• Simon Bridges’ Bad Luck

    In the British House of Commons, Government Ministers sit on the “front bench”, and, as they rise to speak from the Despatch Box, they are compelled to face the serried ranks of the Opposition.

    The story goes that a young Minister, about to speak from the Despatch Box for the first time, confessed to the then Prime Minister, Harold Macmillan, that he was nervous about speaking, with “the enemy” directly in front of him.

    “They are not your enemies, they are your opponents,” Macmillan assured him. “Your enemies are behind you.”

    Someone who will know the truth of that observation, without doubt, is Simon Bridges. As a recent opinion poll shows not only that his rating as preferred Prime Minister remains worryingly low, but also that National has slipped considerably in party support, he can almost hear the vultures wheeling above and behind him.

    He has little to fear from his opponents in government who will no doubt be happy to see him remain as National leader until the election is out of the way. The real threat to his leadership will come from those seated behind him.

    There is nothing surprising about this scenario. What is surprising, however, is that he is so lacking in the necessary instinct for self-preservation that he does not learn from his mistakes.

    It is only a week or so ago that he provoked an angry backlash, even from his own supporters, for remarks he made that were seen as disturbing and breaking ranks with the national consensus as to the best way to fight the pandemic.

    Yet he was at it again just a few days later, provoking the same reaction, and producing yet another round of speculation about his leadership.

    It is almost as though his anxiety about maintaining his position leads him to cast all calm judgment and good sense aside. He is by all accounts doing a good job as chair of the “scrutiny” committee set up to hold the government to account. And he is entitled, as Leader of the Opposition, to ask searching and critical questions of the government.

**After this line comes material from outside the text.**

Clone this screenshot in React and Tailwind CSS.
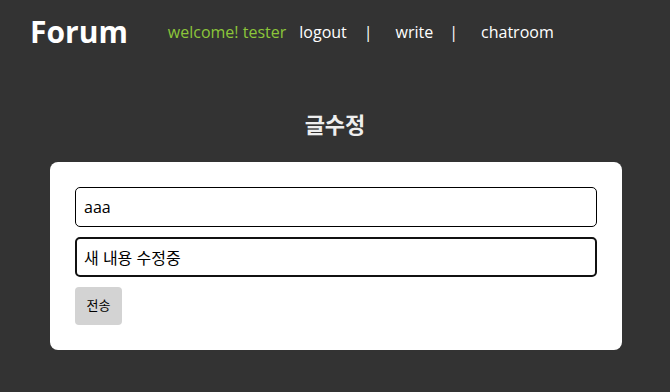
import React from 'react';

export default function App() {
  return (
    <div
      className="min-h-[392px] bg-[#333333] text-white"
      style={{ fontFamily: '"Open Sans", "Noto Sans", "Noto Sans CJK KR", sans-serif' }}
    >
      <nav className="flex items-center h-[64px] pl-[30px]">
        <h1 className="text-[30px] font-bold leading-none">Forum</h1>
        <span className="ml-[40px] text-[16px] text-[#8cc63a]">welcome! tester</span>
        <span className="ml-[13px] text-[16px]">logout</span>
        <span className="ml-[17px] text-[16px]">|</span>
        <span className="ml-[23px] text-[16px]">write</span>
        <span className="ml-[16px] text-[16px]">|</span>
        <span className="ml-[23px] text-[16px]">chatroom</span>
      </nav>

      <h2 className="mt-[49px] text-center text-[22px] font-bold text-[#eeeeee] leading-none">글수정</h2>

      <div className="ml-[50px] mr-[48px] mt-[27px] bg-white rounded-[8px] px-[25px] py-[25px]">
        <input
          defaultValue="aaa"
          className="block w-full h-[40px] border border-black rounded-[5px] px-[8px] text-[16px] text-black outline-none"
        />
        <input
          defaultValue="새 내용 수정중"
          className="block w-full h-[40px] mt-[10px] border-2 border-[#111111] rounded-[5px] px-[7px] text-[16px] text-black outline-none"
        />
        <button className="mt-[10px] w-[47px] h-[38px] bg-[#d3d3d3] rounded-[4px] text-[13px] text-black">
          전송
        </button>
      </div>
    </div>
  );
}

    But he seems to lack a “feel” for the national mood. That mood is one of determination to work together and to make the necessary sacrifices so that the crisis can be brought to an end and we can return to normal as soon as possible.

    Almost everyone – apart from a couple of high-profile exceptions, sniping from the fringes – understands that to relax too soon, in the supposed interests of the economy and small businesses in particular, would be to risk not only a further substantial round of cases and deaths, but also a prolongation of the lockdowns and therefore the prospect of even more economic damage.

    The lockdowns have had an adverse impact on virtually all of us – some, of course, more than others. We will all be glad to see them behind us. Inevitably, there are those who will see only the impact on them personally and who, without realising what others are also going through, will be quick to claim that they are suffering unduly or unfairly.

    Fortunately for us as a nation, there is plenty of evidence that the course we are following is paying off. Of course, there have been and will be occasional and minor hiccups in what has been a hugely complex medical and organisational effort, but we can be sure that the figures do not lie when they show that we have done better than probably any other country.

    And, in case we are in any doubt about this, the international media coverage has been unanimous in congratulating us on our efforts to bring the rate of new cases and deaths under something approaching control – and they have been equally quick to recognise the excellent leadership provided to us.

    And it is on this latter point that Simon Bridges’ vulnerability is at its most acute. He has had the great misfortune to have to shadow a Prime Minister who, by common and universal consent, has played a blinder. That is his bad luck – but the rest of us can be glad that it is so.